REQUIREMENT |
Quote word for word the lines below, beginning with the first and ending with the one that has "import React from 'react';". Drop the pictures.

TASK MATERIAL |
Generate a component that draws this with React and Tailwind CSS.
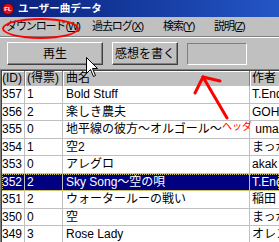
import React from 'react';

const rows = [
  { id: '357', votes: '1', title: 'Bold Stuff', author: 'T.Endo' },
  { id: '356', votes: '2', title: '楽しき農夫', author: 'GOH' },
  { id: '355', votes: '0', title: '地平線の彼方〜オルゴール〜', author: ' umakichi' },
  { id: '354', votes: '1', title: '空2', author: 'まっが' },
  { id: '353', votes: '0', title: 'アレグロ', author: 'akak' },
  { id: '352', votes: '2', title: 'Sky Song〜空の唄', author: 'T.Endo', selected: true },
  { id: '351', votes: '2', title: 'ウォータールーの戦い', author: '稲田' },
  { id: '350', votes: '0', title: '空', author: 'まっが' },
  { id: '349', votes: '3', title: 'Rose Lady', author: 'オレンジ' },
];

const font = "font-['Liberation_Sans','Noto_Sans_CJK_JP',sans-serif]";

const MenuItem = ({ label, letter, width }) => (
  <span className={`${width} whitespace-nowrap tracking-[-1.1px]`}>
    {label}(<span className="underline">{letter}</span>)
  </span>
);

const RaisedButton = ({ children, width }) => (
  <div
    className={`${width} h-[23px] flex items-center justify-center border border-t-white border-l-white border-r-[#404040] border-b-[#404040] shadow-[inset_-1px_-1px_#808080] text-[12px] text-black`}
  >
    {children}
  </div>
);

export default function App() {
  return (
    <div className={`relative w-[279px] h-[242px] overflow-hidden bg-[#c0c0c0] ${font}`}>
      {/* Title bar */}
      <div className="h-[17px] flex items-center bg-gradient-to-r from-[#0a1f7a] to-[#2456c6]">
        <div className="ml-[2px] w-[12px] h-[12px] rounded-full bg-[#e01010] border border-[#600000] flex items-center justify-center text-[6px] font-bold text-white leading-none">
          FL
        </div>
        <span className="ml-[4px] text-[10.5px] font-bold text-white leading-none">ユーザー曲データ</span>
      </div>

      {/* Menu bar */}
      <div className="h-[20px] flex items-center pl-[6px] text-[11px] text-black border-b border-[#808080]">
        <MenuItem label="ダウンロード" letter="W" width="w-[86px]" />
        <MenuItem label="過去ログ" letter="X" width="w-[71px]" />
        <MenuItem label="検索" letter="Y" width="w-[51px]" />
        <MenuItem label="説明" letter="Z" width="w-[50px]" />
      </div>

      {/* Toolbar */}
      <div className="h-[32px] flex items-start pt-[4px] pl-[7px] gap-[9px] border-t border-white">
        <RaisedButton width="w-[96px]">再生</RaisedButton>
        <RaisedButton width="w-[66px]">感想を書く</RaisedButton>
        <div className="mt-[1px] w-[60px] h-[22px] border border-t-[#808080] border-l-[#808080] border-r-white border-b-white" />
      </div>

      {/* List */}
      <div className="border-t border-l border-[#808080]">
        <div className="border-t border-l border-[#404040] bg-white text-[12px] text-black">
          <div className="h-[15px] flex bg-[#c0c0c0] leading-[15px]">
            <div className="w-[23px] border-r border-r-[#808080] shadow-[inset_1px_1px_#fff] whitespace-nowrap">(ID)</div>
            <div className="w-[38px] pl-[2px] border-r border-r-[#808080] shadow-[inset_1px_1px_#fff] whitespace-nowrap">(得票)</div>
            <div className="w-[187px] pl-[3px] border-r border-r-[#808080] shadow-[inset_1px_1px_#fff] whitespace-nowrap">曲名</div>
            <div className="flex-1 pl-[2px] shadow-[inset_1px_1px_#fff] whitespace-nowrap overflow-hidden">作者</div>
          </div>
          {rows.map((r) => (
            <div
              key={r.id}
              className={`h-[17.5px] flex items-center border-b border-[#c0c0c0] leading-none whitespace-nowrap ${
                r.selected ? 'bg-[#000080] text-white outline-1 outline-dotted outline-[#c8c060] -outline-offset-1' : ''
              }`}
            >
              <div className="w-[23px] h-full flex items-center border-r border-[#c0c0c0]">{r.id}</div>
              <div className="w-[38px] h-full flex items-center pl-[2px] border-r border-[#c0c0c0]">{r.votes}</div>
              <div className="w-[187px] h-full flex items-center pl-[3px] border-r border-[#c0c0c0] overflow-hidden">{r.title}</div>
              <div className="flex-1 h-full flex items-center pl-[2px] overflow-hidden whitespace-pre">{r.author}</div>
            </div>
          ))}
        </div>
      </div>

      {/* Annotations */}
      <div className="absolute left-[2px] top-[18px] w-[77px] h-[21px] rounded-[50%] border-2 border-[#ff0000]" />
      <svg className="absolute left-0 top-0" width="279" height="242" viewBox="0 0 279 242">
        <g stroke="#ff0000" strokeWidth="3" strokeLinecap="round" fill="none">
          <line x1="203" y1="77" x2="227" y2="118" />
          <line x1="203" y1="77" x2="195" y2="93" />
          <line x1="203" y1="77" x2="220" y2="81" />
        </g>
      </svg>
      <span className="absolute left-[222px] top-[122px] text-[10px] leading-none text-[#ff0000]">ヘッダ</span>

      {/* Mouse cursor */}
      <svg className="absolute left-[86px] top-[57px]" width="13" height="21" viewBox="0 0 13 21">
        <path d="M0.5 0.5 L0.5 16.5 L4.5 12.5 L7.5 19.5 L9.5 18.5 L6.5 11.5 L11.5 11.5 Z" fill="#fff" stroke="#000" strokeWidth="1" />
      </svg>
    </div>
  );
}
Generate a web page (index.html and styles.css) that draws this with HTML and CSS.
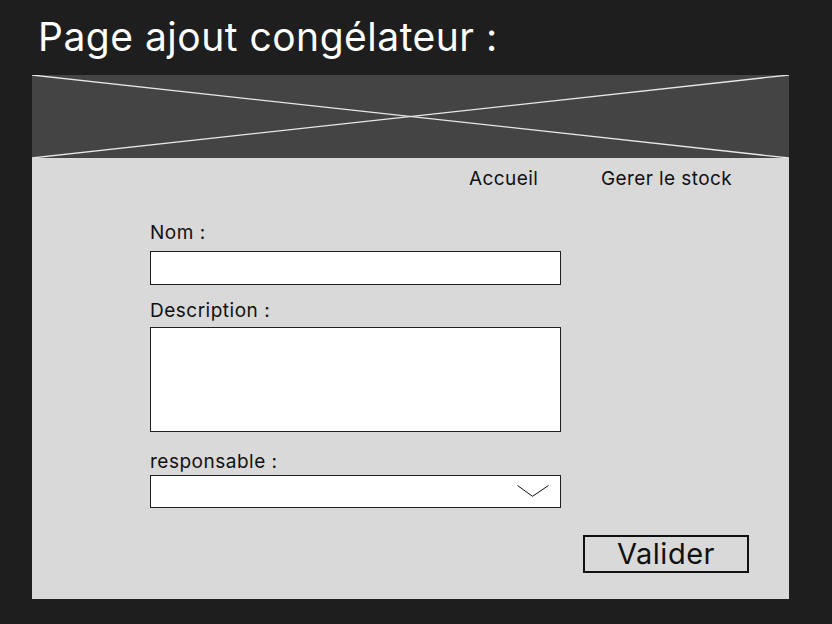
FILE: index.html
```html
<!DOCTYPE html>
<html lang="fr">
<head>
<meta charset="utf-8">
<title>Page ajout congélateur</title>
<link rel="stylesheet" href="styles.css">
</head>
<body>
  <h1 class="title">Page ajout congélateur :</h1>
  <div class="frame">
    <div class="banner">
      <svg class="banner-x" width="757" height="83" viewBox="0 0 757 83">
        <line x1="0" y1="0" x2="757" y2="83" />
        <line x1="0" y1="83" x2="757" y2="0" />
      </svg>
    </div>
    <div class="content">
      <nav class="nav">
        <a class="nav-item nav-home">Accueil</a>
        <a class="nav-item">Gerer le stock</a>
      </nav>
      <form class="form">
        <div class="label label-nom">Nom :</div>
        <div class="input input-nom"></div>
        <div class="label label-desc">Description :</div>
        <div class="input textarea"></div>
        <div class="label label-resp">responsable :</div>
        <div class="input select">
          <svg class="chevron" width="32" height="12" viewBox="0 0 32 12">
            <polyline points="0.5,0.5 15.5,11.3 31.5,0.5" />
          </svg>
        </div>
        <div class="actions">
          <div class="button">Valider</div>
        </div>
      </form>
    </div>
  </div>
</body>
</html>
```

FILE: styles.css
```css
* {
  box-sizing: border-box;
}

html, body {
  margin: 0;
  padding: 0;
  background: #1e1e1e;
  width: 832px;
  height: 624px;
  overflow: hidden;
  font-family: Inter, "Noto Sans", sans-serif;
}

.title {
  margin: 0;
  padding: 14px 0 0 38px;
  height: 60px;
  font-size: 39px;
  line-height: 46px;
  letter-spacing: 0.5px;
  font-weight: 400;
  color: #ffffff;
}

.frame {
  margin: 15px 0 0 32px;
  width: 757px;
  height: 524px;
  display: flex;
  flex-direction: column;
}

.banner {
  height: 83px;
  background: #444444;
  display: flex;
}

.banner-x line {
  stroke: #e8e8e8;
  stroke-width: 1.3;
}

.content {
  flex: 1;
  background: #d9d9d9;
  padding-top: 10px;
  color: #111111;
}

.nav {
  display: flex;
  padding-left: 437px;
  height: 22px;
  font-size: 19px;
  line-height: 22px;
  letter-spacing: 0.4px;
}

.nav-item {
  color: #111111;
}

.nav-home {
  width: 132px;
}

.form {
  padding-left: 118px;
  display: flex;
  flex-direction: column;
  align-items: flex-start;
}

.label {
  font-size: 19px;
  line-height: 22px;
  height: 22px;
  letter-spacing: 0.5px;
}

.label-nom { margin-top: 32px; }
.label-desc { margin-top: 15px; }
.label-resp { margin-top: 19px; }

.input {
  width: 411px;
  background: #ffffff;
  border: 1px solid #1f1f1f;
}

.input-nom {
  margin-top: 7px;
  height: 34px;
}

.textarea {
  margin-top: 5px;
  height: 105px;
}

.select {
  margin-top: 2px;
  height: 33px;
  display: flex;
  align-items: flex-start;
  justify-content: flex-end;
  padding: 9px 11px 0 0;
}

.chevron polyline {
  fill: none;
  stroke: #111111;
  stroke-width: 1;
}

.actions {
  width: 599px;
  display: flex;
  justify-content: flex-end;
  margin-top: 27px;
}

.button {
  width: 166px;
  height: 38px;
  border: 2px solid #111111;
  font-size: 29px;
  line-height: 34px;
  letter-spacing: 0.5px;
  text-align: center;
  color: #111111;
}
```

TASK RESULT |
Generate a component that draws this with React and Tailwind CSS.
import React from 'react';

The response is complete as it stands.